Ouvindo a réplica do Secretário de Estado para o Ensino Geral, sobre a cooperação com cabo Verde, realçou a necessidade docente que o país tem em determinadas áreas, aventando a possibilidade de cooperação com distintos países. Não vi matéria para tormentos porque até os países mais desenvolvidos pugnam pelo intercâmbio docente, sem que tal, limite o ingresso de novos professores nacionais. A negação de culturas diferentes geralmente traz em sua essência o ódio, a animosidade, o preconceito, embora este possa provir também de outras raízes, como opiniões preconcebidas sobre determinados grupos ou colectividades, por pura falta de informação sobre eles; motivações políticas e outros tantos factores.

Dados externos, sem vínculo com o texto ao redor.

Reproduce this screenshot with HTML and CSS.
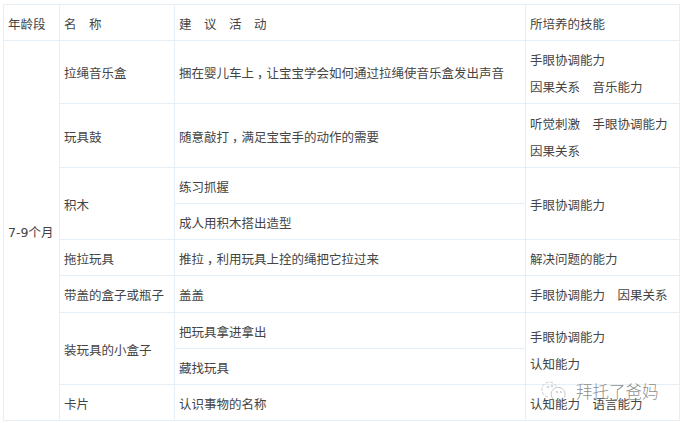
FILE: index.html
```html
<!DOCTYPE html>
<html lang="zh">
<head>
<meta charset="utf-8">
<title>7-9个月</title>
<link rel="stylesheet" href="styles.css">
</head>
<body>
<table class="chart">
<colgroup><col class="c1"><col class="c2"><col class="c3"><col class="c4"></colgroup>
<tr class="r36"><td>年龄段</td><td>名　称</td><td>建　议　活　动</td><td>所培养的技能</td></tr>
<tr class="r63"><td rowspan="9">7-9个月</td><td>拉绳音乐盒</td><td>捆在婴儿车上<span class="comma">，</span>让宝宝学会如何通过拉绳使音乐盒发出声音</td><td class="skills"><p>手眼协调能力</p><p>因果关系　音乐能力</p></td></tr>
<tr class="r64"><td>玩具鼓</td><td>随意敲打<span class="comma">，</span>满足宝宝手的动作的需要</td><td class="skills"><p>听觉刺激　手眼协调能力</p><p>因果关系</p></td></tr>
<tr class="r36"><td rowspan="2">积木</td><td>练习抓握</td><td rowspan="2">手眼协调能力</td></tr>
<tr class="r36"><td>成人用积木搭出造型</td></tr>
<tr class="r36"><td>拖拉玩具</td><td>推拉<span class="comma">，</span>利用玩具上拴的绳把它拉过来</td><td>解决问题的能力</td></tr>
<tr class="r37"><td>带盖的盒子或瓶子</td><td>盖盖</td><td>手眼协调能力　因果关系</td></tr>
<tr class="r36"><td rowspan="2">装玩具的小盒子</td><td>把玩具拿进拿出</td><td rowspan="2" class="skills"><p>手眼协调能力</p><p>认知能力</p></td></tr>
<tr class="r36"><td>藏找玩具</td></tr>
<tr class="r36"><td>卡片</td><td>认识事物的名称</td><td>认知能力　语言能力</td></tr>
</table>
<div class="mark">
<svg class="mark-icon" width="28" height="22" viewBox="0 0 28 22" fill="none" stroke="#c8c8c8" stroke-width="1"><path d="M7 17 A7.5 7.5 0 1 1 15 6" stroke-dasharray="3 1.5"/><path d="M12 19 A7 7 0 1 1 23 18" /><circle cx="7" cy="7" r=".8"/><circle cx="11" cy="6" r=".8"/><circle cx="16" cy="12" r=".7"/><circle cx="20" cy="12" r=".7"/></svg>
<span class="mark-text">拜托了爸妈</span>
</div>
</body>
</html>
```
FILE: styles.css
```css
html, body { margin: 0; padding: 0; background: #fff; }
body { width: 682px; height: 423px; overflow: hidden; position: relative; padding: 4px 0 0 3px; box-sizing: border-box; }
.chart {
  border-collapse: collapse;
  table-layout: fixed;
  width: 676px;
  font-family: "DejaVu Sans", "Noto Sans CJK SC", sans-serif;
  font-size: 12.5px;
  line-height: 18px;
  color: #444;
}
.chart td { border: 1.5px solid #e6eef6; padding: 4px 0 0 4px; vertical-align: middle; white-space: nowrap; }
.comma { font-feature-settings: "halt"; padding: 0 3.1px; }
.c1 { width: 56px; }
.c2 { width: 115px; }
.c3 { width: 351px; }
.c4 { width: 154px; }
.r36 { height: 36px; }
.r37 { height: 37px; }
.r63 { height: 63px; }
.r64 { height: 64px; }
.skills p { margin: 0; line-height: 27px; }
.mark { position: absolute; left: 541px; top: 379px; display: flex; align-items: center; gap: 7px; }
.mark-text { font-family: "Noto Sans CJK SC", sans-serif; font-size: 16.5px; font-weight: 300; color: rgba(110,110,110,.8); }
```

A esses fenómenos sociais costumam chamar-se xenofobia. No seu sentido mais restrito, a xenofobia tem como principal sintoma um medo descomedido e desequilibrado do desconhecido. Deste ponto de vista, ela é considerada uma doença, causada por uma ansiedade de teor significativo. As pessoas que apresentam traços tenazes de terror irracional e passam a evitar situações que consideram arriscadas podem, inclusive, ser susceptíveis a uma crise de pânico. Os angolanos devem aplaudir, sem complexos, todo o tipo de solidariedade porque nenhum país prospera caminhando a solo, seja no ensino ou em outras áreas de desenvolvimento.

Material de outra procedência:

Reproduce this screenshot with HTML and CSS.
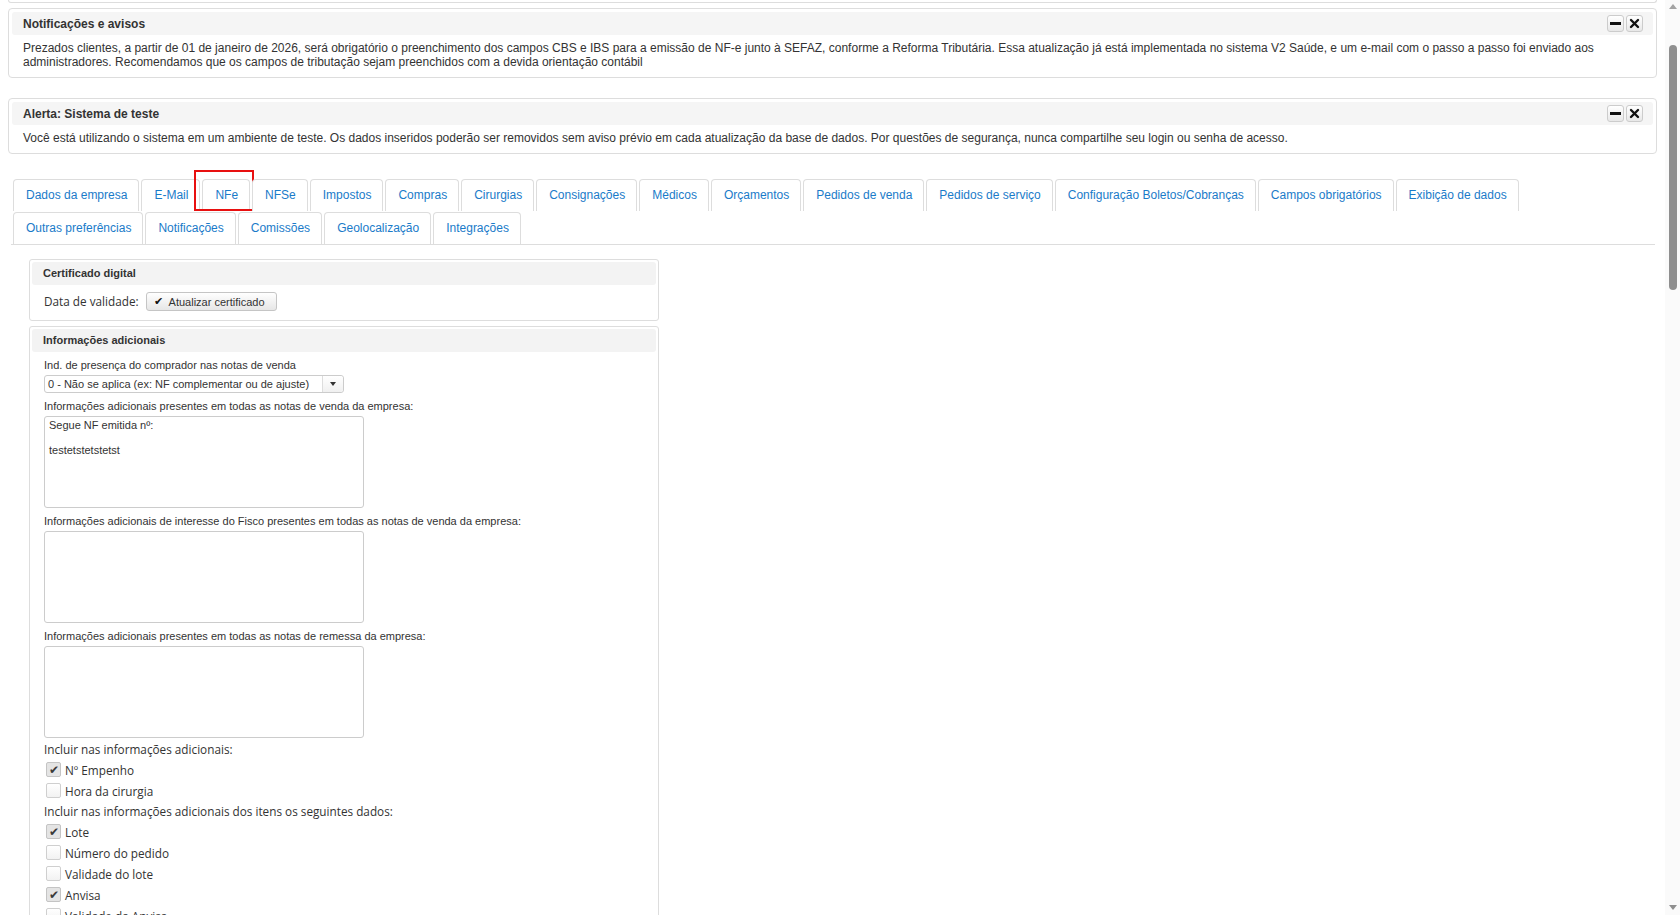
FILE: index.html
```html
<!DOCTYPE html>
<html>
<head>
<meta charset="UTF-8">
<title>Configurações da empresa</title>
<link rel="stylesheet" href="styles.css">
</head>
<body>
<div class="screen">
    <div class="page">
        <div class="panel-tail"></div>

        <div class="panel notice">
            <div class="panel-head">
                <span>Notificações e avisos</span>
                <div class="head-tools">
                    <span class="tool"><svg width="11" height="11" viewBox="0 0 11 11"><rect x="0" y="4" width="11" height="3" fill="#111"/></svg></span>
                    <span class="tool"><svg width="11" height="11" viewBox="0 0 11 11"><path d="M2 2 L9 9 M9 2 L2 9" stroke="#111" stroke-width="2.4" stroke-linecap="round"/></svg></span>
                </div>
            </div>
            <div class="panel-text">
                Prezados clientes, a partir de 01 de janeiro de 2026, será obrigatório o preenchimento dos campos CBS e IBS para a emissão de NF-e junto à SEFAZ, conforme a Reforma Tributária. Essa atualização já está implementada no sistema V2 Saúde, e um e-mail com o passo a passo foi enviado aos administradores. Recomendamos que os campos de tributação sejam preenchidos com a devida orientação contábil
            </div>
        </div>

        <div class="panel notice">
            <div class="panel-head">
                <span>Alerta: Sistema de teste</span>
                <div class="head-tools">
                    <span class="tool"><svg width="11" height="11" viewBox="0 0 11 11"><rect x="0" y="4" width="11" height="3" fill="#111"/></svg></span>
                    <span class="tool"><svg width="11" height="11" viewBox="0 0 11 11"><path d="M2 2 L9 9 M9 2 L2 9" stroke="#111" stroke-width="2.4" stroke-linecap="round"/></svg></span>
                </div>
            </div>
            <div class="panel-text">
                Você está utilizando o sistema em um ambiente de teste. Os dados inseridos poderão ser removidos sem aviso prévio em cada atualização da base de dados. Por questões de segurança, nunca compartilhe seu login ou senha de acesso.
            </div>
        </div>

        <div class="tabs">
            <div class="tab-row">
                <a class="tab">Dados da empresa</a>
                <a class="tab">E-Mail</a>
                <a class="tab active">NFe<span class="mark"></span></a>
                <a class="tab">NFSe</a>
                <a class="tab">Impostos</a>
                <a class="tab">Compras</a>
                <a class="tab">Cirurgias</a>
                <a class="tab">Consignações</a>
                <a class="tab">Médicos</a>
                <a class="tab">Orçamentos</a>
                <a class="tab">Pedidos de venda</a>
                <a class="tab">Pedidos de serviço</a>
                <a class="tab">Configuração Boletos/Cobranças</a>
                <a class="tab">Campos obrigatórios</a>
                <a class="tab">Exibição de dados</a>
            </div>
            <div class="tab-row">
                <a class="tab">Outras preferências</a>
                <a class="tab">Notificações</a>
                <a class="tab">Comissões</a>
                <a class="tab">Geolocalização</a>
                <a class="tab">Integrações</a>
            </div>
        </div>

        <div class="tab-body">
            <div class="box">
                <div class="box-head">Certificado digital</div>
                <div class="cert-row">
                    <span class="opt-text">Data de validade:</span>
                    <button class="btn"><span class="btn-check">&#10004;</span>Atualizar certificado</button>
                </div>
            </div>

            <div class="box">
                <div class="box-head">Informações adicionais</div>
                <div class="box-body">
                    <div class="lbl first">Ind. de presença do comprador nas notas de venda</div>
                    <div class="select">
                        <span class="select-val">0 - Não se aplica (ex: NF complementar ou de ajuste)</span>
                        <span class="select-arrow"><span class="caret"></span></span>
                    </div>

                    <div class="lbl">Informações adicionais presentes em todas as notas de venda da empresa:</div>
                    <textarea class="area" readonly>Segue NF emitida nº:

testetstetstetst</textarea>

                    <div class="lbl">Informações adicionais de interesse do Fisco presentes em todas as notas de venda da empresa:</div>
                    <textarea class="area" readonly></textarea>

                    <div class="lbl">Informações adicionais presentes em todas as notas de remessa da empresa:</div>
                    <textarea class="area" readonly></textarea>

                    <div class="opts">
                        <div class="opt-text">Incluir nas informações adicionais:</div>
                        <div class="opt"><span class="chk on">&#10004;</span>Nº Empenho</div>
                        <div class="opt"><span class="chk"></span>Hora da cirurgia</div>
                        <div class="opt-text">Incluir nas informações adicionais dos itens os seguintes dados:</div>
                        <div class="opt"><span class="chk on">&#10004;</span>Lote</div>
                        <div class="opt"><span class="chk"></span>Número do pedido</div>
                        <div class="opt"><span class="chk"></span>Validade do lote</div>
                        <div class="opt"><span class="chk on">&#10004;</span>Anvisa</div>
                        <div class="opt"><span class="chk"></span>Validade da Anvisa</div>
                    </div>
                </div>
            </div>
        </div>
    </div>

    <div class="scrollbar">
        <div class="arrow-up"></div>
        <div class="thumb"></div>
        <div class="track-rest"></div>
        <div class="arrow-down"></div>
    </div>
</div>
</body>
</html>
```

FILE: styles.css
```css
* {
    margin: 0;
    padding: 0;
    box-sizing: border-box;
}

body {
    font-family: "Liberation Sans", Arial, sans-serif;
    font-size: 12px;
    color: #333;
    background: #fff;
}

.screen {
    display: flex;
    height: 915px;
    overflow: hidden;
}

.page {
    flex: 1;
    padding: 0 8px;
    overflow: hidden;
}

.panel-tail {
    height: 3px;
    border: 1px solid #ddd;
    border-top: none;
    border-radius: 0 0 4px 4px;
}

/* notice panels */
.panel {
    border: 1px solid #ddd;
    border-radius: 4px;
    padding: 3px;
    margin-top: 5px;
}

.panel + .panel {
    margin-top: 20px;
}

.panel-head {
    display: flex;
    justify-content: space-between;
    align-items: center;
    height: 23px;
    padding: 0 10px 0 11px;
    background: #f5f5f5;
    border-radius: 3px;
    font-weight: bold;
}

.head-tools {
    display: flex;
    gap: 2px;
}

.tool {
    width: 17px;
    height: 17px;
    display: flex;
    align-items: center;
    justify-content: center;
    border: 1px solid #ccc;
    border-radius: 3px;
    background: linear-gradient(#ffffff, #e8e8e8);
}

.panel-text {
    padding: 6px 11px 5px 11px;
    line-height: 14px;
}

/* tabs */
.tabs {
    margin: 25px 2px 0 3px;
    padding-left: 2px;
    border-bottom: 1px solid #ddd;
}

.tab-row {
    display: flex;
    gap: 2px;
}

.tab-row + .tab-row {
    margin-top: 1px;
}

.tab {
    position: relative;
    height: 32px;
    line-height: 31px;
    padding: 0 11px 0 12px;
    border: 1px solid #ddd;
    border-bottom: none;
    border-radius: 4px 4px 0 0;
    color: #1a7bc9;
    background: #fff;
    white-space: nowrap;
}

.tab .mark {
    position: absolute;
    top: -10px;
    left: -9px;
    width: 60px;
    height: 41px;
    border: 2px solid #e81010;
}

/* form */
.tab-body {
    margin: 14px 0 0 21px;
    width: 630px;
}

.box {
    border: 1px solid #ddd;
    border-radius: 3px;
    padding: 2px;
    font-size: 11px;
}

.box + .box {
    margin-top: 5px;
}

.box-head {
    height: 23px;
    line-height: 23px;
    padding-left: 11px;
    background: #f3f3f3;
    border-radius: 3px;
    font-weight: bold;
}

.cert-row {
    display: flex;
    align-items: center;
    height: 33px;
    padding: 0 12px;
}

.btn {
    display: flex;
    align-items: center;
    height: 19px;
    margin-left: 7px;
    padding: 0 11px 0 7px;
    border: 1px solid #c5c5c5;
    border-radius: 3px;
    background: linear-gradient(#ffffff, #e6e6e6);
    font-family: "Liberation Sans", Arial, sans-serif;
    font-size: 11px;
    color: #333;
}

.btn-check {
    font-size: 11px;
    color: #111;
    margin-right: 6px;
}

.box-body {
    padding: 6px 12px 0 12px;
}

.lbl {
    line-height: 14px;
    margin-top: 6px;
}

.lbl.first {
    margin-top: 0;
}

.select {
    display: flex;
    width: 300px;
    height: 18px;
    margin-top: 3px;
    border: 1px solid #ccc;
    border-radius: 3px;
}

.select-val {
    flex: 1;
    line-height: 16px;
    padding-left: 3px;
}

.select-arrow {
    width: 21px;
    display: flex;
    align-items: center;
    justify-content: center;
    border-left: 1px solid #ddd;
    background: linear-gradient(#ffffff, #f0f0f0);
    border-radius: 0 3px 3px 0;
}

.caret {
    border-left: 3px solid transparent;
    border-right: 3px solid transparent;
    border-top: 4px solid #333;
}

.area {
    display: block;
    width: 320px;
    height: 92px;
    margin-top: 3px;
    padding: 2px 4px;
    border: 1px solid #ccc;
    border-radius: 3px;
    font-family: "Liberation Sans", Arial, sans-serif;
    font-size: 11px;
    line-height: 12.5px;
    color: #333;
    resize: none;
    outline: none;
}

.opts {
    margin-top: 1px;
    font-family: "Open Sans", sans-serif;
    font-size: 11.75px;
    color: #333;
}

.opt-text {
    font-family: "Open Sans", sans-serif;
    font-size: 11.75px;
    line-height: 21px;
}

.opts .opt-text + .opt {
    margin-top: -1px;
}

.opt {
    display: flex;
    align-items: center;
    height: 21px;
}

.chk {
    width: 15px;
    height: 15px;
    margin: 0 4px 0 2px;
    border: 1px solid #cfcfcf;
    border-radius: 2px;
    background: linear-gradient(#ffffff, #f2f2f2);
    display: flex;
    align-items: center;
    justify-content: center;
    font-size: 12px;
    color: #3a3a3a;
}

.chk.on {
    background: #e4e4e4;
    border-color: #c4c4c4;
}

/* page scrollbar */
.scrollbar {
    width: 15px;
    display: flex;
    flex-direction: column;
    align-items: center;
    background: #fafafa;
}

.arrow-up {
    margin-top: 4px;
    border-left: 4px solid transparent;
    border-right: 4px solid transparent;
    border-bottom: 5px solid #a3a3a3;
}

.thumb {
    width: 8px;
    height: 245px;
    margin-top: 36px;
    border-radius: 4px;
    background: #8f8f8f;
}

.track-rest {
    flex: 1;
}

.arrow-down {
    margin-bottom: 5px;
    border-left: 4px solid transparent;
    border-right: 4px solid transparent;
    border-top: 5px solid #8f8f8f;
}
```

A educação em Angola encontra-se em estado crítico, não se está garantindo às crianças e jovens o seu direito à educação gratuita, laica, obrigatória e sobretudo de qualidade. É responsabilidade de cada um de nós – alunos, professores, pais de família, autoridades, sindicatos, ONG e fundações que assumamos a nossa responsabilidade como actores da comunidade educativa. Para isso, necessitamos conhecer a fundo o estado da educação no nosso país e as possibilidades de resgatar a tão almejada qualidade de ensino. As situações preconceituosas vivenciadas nas instituições de ensino são recorrentes e complexas, exigindo que o professor receba formação que o habilite a lidar com cada caso e conte com políticas de gestão permanentes voltadas a combater a discriminação de forma ampla.

ONDE ESTÁ O PROBLEMA DA FALTA DE PROFESSORES

Com o fim da guerra, reabilitaram-se as estradas que permitiram a deslocação de pessoas, no entanto, pelas difíceis condições laborais e atrasos salariais nas zonas rurais, os professores migraram para as cidades. Alguns realizam, diariamente, viagens de ida e volta às escolas localizadas há mais de 50 quilómetros, sem quaisquer compensações salariais. Por isso, há que aumentar gradualmente a verba da educação no OGE. Há que promover a política de inclusão dos antigos gestores e cientistas nacionais do ensino para reflectir o encarrilamento de uma Reforma educativa mais consensual.

O ingresso de 200 mil professores implicaria o aumento de mais de 15 mil milhões de Kwanzas aos cofres do Estado que comparado com o orçamento atribuído à educação por alguns países vizinhos, é irrisório. Mas, será que temos este número de professores para resgatar a qualidade no ensino? Estarão as administrações locais preparadas para gerir a retenção dos professores no meio rural e evitar a ‘fuga’ para as cidades? Os parceiros dos órgãos de tutela têm a árdua tarefa de honrar a sua defesa em prol dos seus associados, mas há que recordar que o egoísmo não deve vingar, na hora de pensar o país, como um todo. A ansiedade tende a proporcionar desconforto ao nível do pensamento e toda a situação é percepcionada como perigosa, existindo muitas vezes uma generalização negativa do contexto.